The need for credible INDC’s
I attended a session yesterday at which Lord Nicholas Stern spoke on the need for credibility in national actions towards meeting their INDC’s. He noted that large-scale action is needed to address climate change and credible INDC’s are needed to give investors certainty in the behaviour of governments and the international community.
Recent experience from my home country has demonstrated that government induced policy risk is the single greatest deterrent to green investment. After their election in September 2013, the new Australian government moved to repeal the carbon tax instituted by its predecessor, abolished the Climate Commission and defunded a range of renewable energy programmes. This rapid change in policy direction caused tremendous investor uncertainty resulting in a 70% drop in investment in renewable energy projects.
Certainty is important to green investment as these investments are typically in new, sometimes untested, technologies that have complex dependencies and require large investments with long-term returns.
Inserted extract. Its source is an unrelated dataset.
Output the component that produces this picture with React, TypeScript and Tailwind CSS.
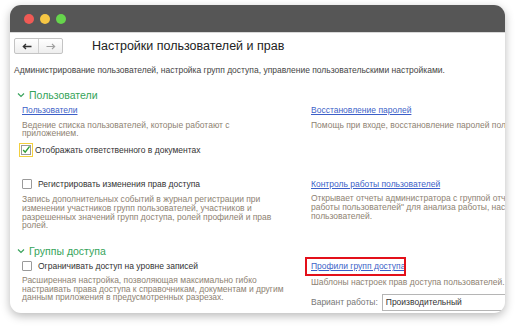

For investors to be willing to make these investments, they need confidence that government policy will not change in such a way as to undermine the value of their investment within a reasonable timeframe.
The reality is that, while we cannot give certainty, it is possible to take steps to reduce uncertainty to enhance investor confidence. Lord Stern noted that sound legal structures that encourage stakeholder engagement processes and effective market signalling before policy decisions are reversed is a key component of enhanced confidence and credibility. As an example, he pointed to China’s 5-year plans which, once accepted, become part of their legal structure and give the market confidence in government behaviour over a reasonable time period for long-run investments. While the Chinese example is certainly not translatable to countries like Australia, it is clear that structures must be found to give investor confidence in the credibility of INDC’s.